EXERCISE GOAL> Tally up the lines that include "styles" and state that number by itself.

MATERIAL SHOWN>
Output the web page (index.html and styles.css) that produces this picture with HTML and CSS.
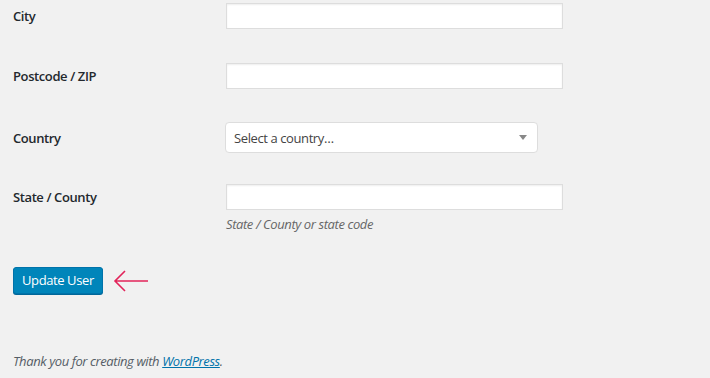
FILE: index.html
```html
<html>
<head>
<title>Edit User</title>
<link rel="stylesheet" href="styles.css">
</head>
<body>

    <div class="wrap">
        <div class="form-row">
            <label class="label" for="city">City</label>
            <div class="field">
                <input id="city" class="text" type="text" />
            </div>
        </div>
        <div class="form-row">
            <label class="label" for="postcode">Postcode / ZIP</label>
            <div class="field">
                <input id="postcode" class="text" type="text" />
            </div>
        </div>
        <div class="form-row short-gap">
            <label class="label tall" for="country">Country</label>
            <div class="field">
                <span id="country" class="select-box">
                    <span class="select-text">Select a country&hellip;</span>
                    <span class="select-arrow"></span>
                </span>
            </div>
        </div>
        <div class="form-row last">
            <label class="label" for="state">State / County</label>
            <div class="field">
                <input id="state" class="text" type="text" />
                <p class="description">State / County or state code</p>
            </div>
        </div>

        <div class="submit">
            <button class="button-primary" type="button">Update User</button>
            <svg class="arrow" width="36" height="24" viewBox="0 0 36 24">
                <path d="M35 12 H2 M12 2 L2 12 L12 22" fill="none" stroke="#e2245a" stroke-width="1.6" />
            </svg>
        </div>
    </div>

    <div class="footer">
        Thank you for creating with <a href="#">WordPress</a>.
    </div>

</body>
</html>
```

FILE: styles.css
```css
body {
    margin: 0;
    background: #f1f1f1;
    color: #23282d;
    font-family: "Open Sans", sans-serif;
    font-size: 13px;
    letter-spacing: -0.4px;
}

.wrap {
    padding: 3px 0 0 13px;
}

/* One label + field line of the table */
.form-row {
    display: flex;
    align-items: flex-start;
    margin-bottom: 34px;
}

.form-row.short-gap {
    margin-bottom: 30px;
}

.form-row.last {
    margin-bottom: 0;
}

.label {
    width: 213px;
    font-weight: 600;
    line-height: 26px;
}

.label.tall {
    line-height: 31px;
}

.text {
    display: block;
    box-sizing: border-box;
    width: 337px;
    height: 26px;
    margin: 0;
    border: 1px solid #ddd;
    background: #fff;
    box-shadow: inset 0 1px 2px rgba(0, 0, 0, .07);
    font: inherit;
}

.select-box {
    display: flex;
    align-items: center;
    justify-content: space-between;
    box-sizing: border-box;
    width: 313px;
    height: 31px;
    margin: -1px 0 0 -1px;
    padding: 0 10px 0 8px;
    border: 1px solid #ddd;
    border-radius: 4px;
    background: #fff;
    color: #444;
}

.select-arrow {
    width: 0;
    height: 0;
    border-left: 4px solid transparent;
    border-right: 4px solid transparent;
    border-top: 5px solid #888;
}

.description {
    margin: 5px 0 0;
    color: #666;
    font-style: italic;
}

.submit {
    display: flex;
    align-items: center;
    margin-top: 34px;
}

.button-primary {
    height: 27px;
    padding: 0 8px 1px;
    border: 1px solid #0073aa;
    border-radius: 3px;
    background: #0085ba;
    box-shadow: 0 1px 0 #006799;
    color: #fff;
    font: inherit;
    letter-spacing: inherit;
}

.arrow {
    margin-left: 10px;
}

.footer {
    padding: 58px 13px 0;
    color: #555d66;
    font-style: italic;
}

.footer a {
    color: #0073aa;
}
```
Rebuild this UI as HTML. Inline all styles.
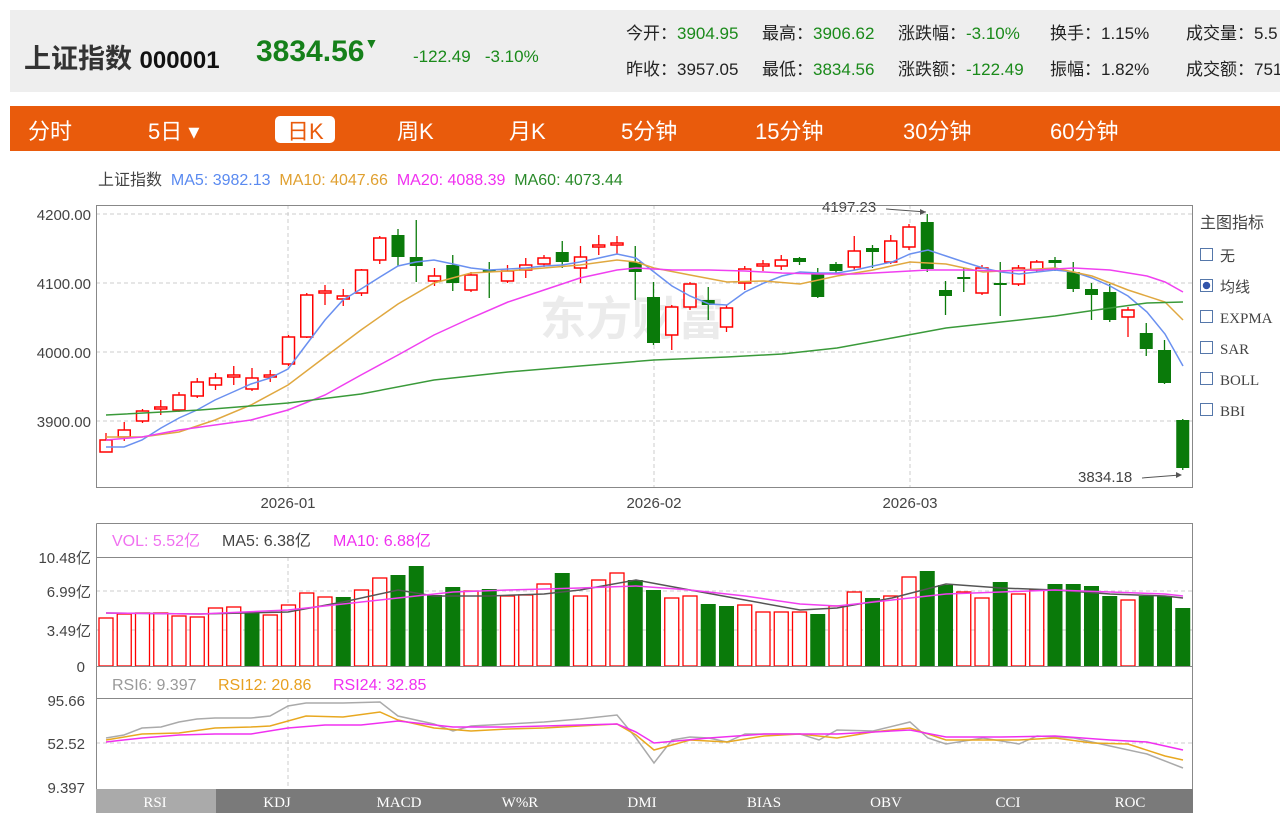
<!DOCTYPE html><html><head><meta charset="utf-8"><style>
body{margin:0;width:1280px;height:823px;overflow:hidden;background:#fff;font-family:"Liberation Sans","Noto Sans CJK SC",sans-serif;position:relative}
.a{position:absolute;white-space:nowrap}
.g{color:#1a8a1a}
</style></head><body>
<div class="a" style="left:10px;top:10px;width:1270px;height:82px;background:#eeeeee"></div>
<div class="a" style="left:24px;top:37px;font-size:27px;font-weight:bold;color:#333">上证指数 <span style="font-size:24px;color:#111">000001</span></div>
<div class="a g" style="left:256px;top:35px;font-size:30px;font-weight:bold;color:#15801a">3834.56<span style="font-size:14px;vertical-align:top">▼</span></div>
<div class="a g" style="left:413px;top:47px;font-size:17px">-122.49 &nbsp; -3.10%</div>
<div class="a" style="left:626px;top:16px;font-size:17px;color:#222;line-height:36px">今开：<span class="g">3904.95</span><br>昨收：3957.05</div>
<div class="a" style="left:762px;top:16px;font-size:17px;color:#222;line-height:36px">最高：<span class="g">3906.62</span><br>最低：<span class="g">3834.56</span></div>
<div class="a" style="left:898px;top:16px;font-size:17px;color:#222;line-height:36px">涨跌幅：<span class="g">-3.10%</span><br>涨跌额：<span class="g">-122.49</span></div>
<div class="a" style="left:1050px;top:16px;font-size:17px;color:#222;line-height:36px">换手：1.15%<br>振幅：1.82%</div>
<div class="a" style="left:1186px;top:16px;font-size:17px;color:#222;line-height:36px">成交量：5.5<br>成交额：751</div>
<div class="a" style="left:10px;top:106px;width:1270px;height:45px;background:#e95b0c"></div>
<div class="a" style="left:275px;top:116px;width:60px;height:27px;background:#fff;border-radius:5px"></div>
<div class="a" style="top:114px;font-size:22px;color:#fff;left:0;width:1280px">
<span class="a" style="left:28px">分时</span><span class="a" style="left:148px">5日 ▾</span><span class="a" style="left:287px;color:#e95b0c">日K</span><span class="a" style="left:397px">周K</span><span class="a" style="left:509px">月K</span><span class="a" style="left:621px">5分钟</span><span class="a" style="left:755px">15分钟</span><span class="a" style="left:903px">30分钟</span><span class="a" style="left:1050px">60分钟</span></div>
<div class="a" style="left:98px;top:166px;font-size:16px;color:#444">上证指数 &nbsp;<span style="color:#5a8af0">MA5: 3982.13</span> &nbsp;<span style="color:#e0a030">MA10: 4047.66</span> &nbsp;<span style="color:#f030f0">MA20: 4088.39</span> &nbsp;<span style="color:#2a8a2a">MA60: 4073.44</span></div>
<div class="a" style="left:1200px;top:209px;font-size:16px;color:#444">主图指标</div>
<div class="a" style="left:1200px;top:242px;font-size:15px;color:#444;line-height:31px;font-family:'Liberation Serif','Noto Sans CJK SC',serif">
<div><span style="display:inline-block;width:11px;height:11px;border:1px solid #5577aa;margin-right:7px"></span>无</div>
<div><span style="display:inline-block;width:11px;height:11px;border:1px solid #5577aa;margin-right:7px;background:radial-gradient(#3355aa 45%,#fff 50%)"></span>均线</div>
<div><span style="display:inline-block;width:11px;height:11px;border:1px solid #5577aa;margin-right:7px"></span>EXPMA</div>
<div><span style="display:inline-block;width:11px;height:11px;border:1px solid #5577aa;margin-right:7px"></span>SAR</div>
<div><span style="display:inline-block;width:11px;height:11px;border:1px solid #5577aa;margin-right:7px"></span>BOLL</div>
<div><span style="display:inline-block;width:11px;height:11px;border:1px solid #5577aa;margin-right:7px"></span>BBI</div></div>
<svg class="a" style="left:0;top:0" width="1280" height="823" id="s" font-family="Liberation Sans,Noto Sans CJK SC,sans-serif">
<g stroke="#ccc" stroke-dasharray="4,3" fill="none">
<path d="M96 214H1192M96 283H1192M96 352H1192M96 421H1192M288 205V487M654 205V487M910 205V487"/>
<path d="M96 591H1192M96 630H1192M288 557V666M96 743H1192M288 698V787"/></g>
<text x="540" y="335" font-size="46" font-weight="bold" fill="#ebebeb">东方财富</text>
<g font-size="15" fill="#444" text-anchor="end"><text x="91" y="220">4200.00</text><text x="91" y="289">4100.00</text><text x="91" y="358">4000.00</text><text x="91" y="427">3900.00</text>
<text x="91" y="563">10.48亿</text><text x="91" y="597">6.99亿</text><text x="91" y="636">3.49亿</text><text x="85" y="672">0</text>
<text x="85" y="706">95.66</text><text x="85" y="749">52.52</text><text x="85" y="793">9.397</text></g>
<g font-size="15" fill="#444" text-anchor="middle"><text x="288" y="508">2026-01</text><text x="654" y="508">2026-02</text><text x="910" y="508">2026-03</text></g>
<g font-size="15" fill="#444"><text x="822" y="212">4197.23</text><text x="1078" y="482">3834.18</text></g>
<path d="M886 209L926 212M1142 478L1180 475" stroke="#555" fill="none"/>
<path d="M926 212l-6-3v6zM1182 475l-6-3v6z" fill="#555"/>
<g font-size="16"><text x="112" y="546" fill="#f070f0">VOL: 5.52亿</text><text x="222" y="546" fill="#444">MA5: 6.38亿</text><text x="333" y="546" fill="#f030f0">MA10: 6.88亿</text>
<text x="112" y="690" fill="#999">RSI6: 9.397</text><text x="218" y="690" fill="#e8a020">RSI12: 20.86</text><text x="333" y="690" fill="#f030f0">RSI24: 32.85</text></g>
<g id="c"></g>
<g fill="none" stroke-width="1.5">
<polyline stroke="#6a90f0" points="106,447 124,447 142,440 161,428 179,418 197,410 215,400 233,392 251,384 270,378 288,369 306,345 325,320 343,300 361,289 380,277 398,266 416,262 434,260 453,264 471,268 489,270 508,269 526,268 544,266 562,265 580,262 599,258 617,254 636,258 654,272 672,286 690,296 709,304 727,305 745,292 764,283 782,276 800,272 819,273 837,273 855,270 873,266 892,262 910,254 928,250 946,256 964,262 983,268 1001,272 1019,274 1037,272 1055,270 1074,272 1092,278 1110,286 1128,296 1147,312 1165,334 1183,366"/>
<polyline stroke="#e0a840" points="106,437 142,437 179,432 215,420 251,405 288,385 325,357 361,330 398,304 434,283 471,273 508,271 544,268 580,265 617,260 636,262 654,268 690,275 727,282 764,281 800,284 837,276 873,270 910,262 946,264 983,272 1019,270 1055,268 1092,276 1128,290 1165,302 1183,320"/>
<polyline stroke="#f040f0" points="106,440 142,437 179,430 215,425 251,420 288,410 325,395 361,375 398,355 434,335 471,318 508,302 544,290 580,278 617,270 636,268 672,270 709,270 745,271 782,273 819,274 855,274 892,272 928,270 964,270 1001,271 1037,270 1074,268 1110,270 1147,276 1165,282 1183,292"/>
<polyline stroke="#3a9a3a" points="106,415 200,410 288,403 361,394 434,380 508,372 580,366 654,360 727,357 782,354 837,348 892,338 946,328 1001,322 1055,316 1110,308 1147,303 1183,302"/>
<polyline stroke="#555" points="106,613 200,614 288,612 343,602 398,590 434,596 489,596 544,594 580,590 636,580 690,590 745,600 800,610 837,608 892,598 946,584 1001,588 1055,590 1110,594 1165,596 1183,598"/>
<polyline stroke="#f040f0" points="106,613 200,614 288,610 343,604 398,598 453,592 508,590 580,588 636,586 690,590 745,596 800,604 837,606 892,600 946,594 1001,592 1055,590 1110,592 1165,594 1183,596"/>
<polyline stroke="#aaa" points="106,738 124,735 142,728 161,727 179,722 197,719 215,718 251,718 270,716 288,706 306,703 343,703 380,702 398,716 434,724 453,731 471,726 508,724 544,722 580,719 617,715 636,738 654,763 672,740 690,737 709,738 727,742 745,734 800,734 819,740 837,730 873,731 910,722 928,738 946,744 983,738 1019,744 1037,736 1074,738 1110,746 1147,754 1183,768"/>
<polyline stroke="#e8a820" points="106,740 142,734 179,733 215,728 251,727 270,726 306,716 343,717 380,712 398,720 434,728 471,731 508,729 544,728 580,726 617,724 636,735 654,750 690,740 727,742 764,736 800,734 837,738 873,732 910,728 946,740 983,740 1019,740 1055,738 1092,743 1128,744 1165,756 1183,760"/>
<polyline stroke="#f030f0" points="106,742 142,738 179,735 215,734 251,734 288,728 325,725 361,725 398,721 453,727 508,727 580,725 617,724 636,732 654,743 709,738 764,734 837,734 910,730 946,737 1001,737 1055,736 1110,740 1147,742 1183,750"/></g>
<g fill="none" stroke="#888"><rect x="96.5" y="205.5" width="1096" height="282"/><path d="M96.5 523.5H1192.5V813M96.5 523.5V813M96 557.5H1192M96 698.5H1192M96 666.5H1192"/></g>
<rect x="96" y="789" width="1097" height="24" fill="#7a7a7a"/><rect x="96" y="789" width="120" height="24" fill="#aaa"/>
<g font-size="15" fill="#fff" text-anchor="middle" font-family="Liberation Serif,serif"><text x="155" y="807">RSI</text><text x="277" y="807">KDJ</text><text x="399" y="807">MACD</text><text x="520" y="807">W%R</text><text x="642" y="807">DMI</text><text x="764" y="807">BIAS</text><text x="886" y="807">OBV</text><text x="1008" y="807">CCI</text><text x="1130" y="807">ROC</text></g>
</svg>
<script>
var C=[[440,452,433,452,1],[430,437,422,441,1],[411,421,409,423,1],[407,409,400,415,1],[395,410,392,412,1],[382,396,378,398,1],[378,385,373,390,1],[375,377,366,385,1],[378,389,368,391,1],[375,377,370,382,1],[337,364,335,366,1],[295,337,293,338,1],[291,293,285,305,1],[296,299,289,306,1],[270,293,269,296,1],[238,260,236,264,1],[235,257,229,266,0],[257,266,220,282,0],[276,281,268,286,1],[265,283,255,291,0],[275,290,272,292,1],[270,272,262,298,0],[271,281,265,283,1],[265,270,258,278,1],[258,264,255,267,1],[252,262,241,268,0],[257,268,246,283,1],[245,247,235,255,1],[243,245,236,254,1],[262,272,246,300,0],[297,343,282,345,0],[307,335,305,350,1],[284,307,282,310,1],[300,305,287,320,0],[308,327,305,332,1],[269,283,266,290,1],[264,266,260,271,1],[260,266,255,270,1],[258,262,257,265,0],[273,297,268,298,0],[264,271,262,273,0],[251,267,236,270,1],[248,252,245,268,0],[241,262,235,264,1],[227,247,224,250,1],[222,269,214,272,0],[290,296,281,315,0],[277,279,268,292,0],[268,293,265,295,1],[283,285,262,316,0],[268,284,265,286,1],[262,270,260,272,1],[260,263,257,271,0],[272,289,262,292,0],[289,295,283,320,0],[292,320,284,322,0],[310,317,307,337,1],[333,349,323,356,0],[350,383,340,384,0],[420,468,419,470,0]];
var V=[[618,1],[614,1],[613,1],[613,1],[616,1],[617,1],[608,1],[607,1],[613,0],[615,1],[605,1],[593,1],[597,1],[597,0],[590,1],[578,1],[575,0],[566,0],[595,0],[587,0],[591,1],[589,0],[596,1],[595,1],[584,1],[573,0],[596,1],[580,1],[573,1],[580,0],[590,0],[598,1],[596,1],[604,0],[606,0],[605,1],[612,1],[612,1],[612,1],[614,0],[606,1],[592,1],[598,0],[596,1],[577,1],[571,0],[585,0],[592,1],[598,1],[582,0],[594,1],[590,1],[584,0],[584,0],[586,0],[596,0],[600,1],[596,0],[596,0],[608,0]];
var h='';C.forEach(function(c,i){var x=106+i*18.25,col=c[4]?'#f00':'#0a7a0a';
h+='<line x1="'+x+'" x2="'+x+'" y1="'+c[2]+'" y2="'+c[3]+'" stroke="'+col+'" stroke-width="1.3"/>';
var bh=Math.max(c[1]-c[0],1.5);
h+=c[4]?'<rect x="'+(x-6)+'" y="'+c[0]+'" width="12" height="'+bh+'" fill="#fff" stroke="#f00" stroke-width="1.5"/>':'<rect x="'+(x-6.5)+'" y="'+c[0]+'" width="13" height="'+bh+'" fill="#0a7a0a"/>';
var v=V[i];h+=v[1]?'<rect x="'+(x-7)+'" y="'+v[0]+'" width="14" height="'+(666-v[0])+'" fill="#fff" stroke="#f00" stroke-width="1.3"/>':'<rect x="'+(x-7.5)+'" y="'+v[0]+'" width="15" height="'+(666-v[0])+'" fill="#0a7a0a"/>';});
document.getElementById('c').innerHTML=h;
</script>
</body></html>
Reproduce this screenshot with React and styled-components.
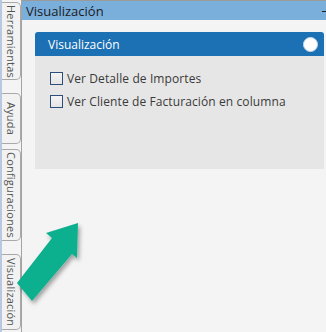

SOLUTION BELOW> 4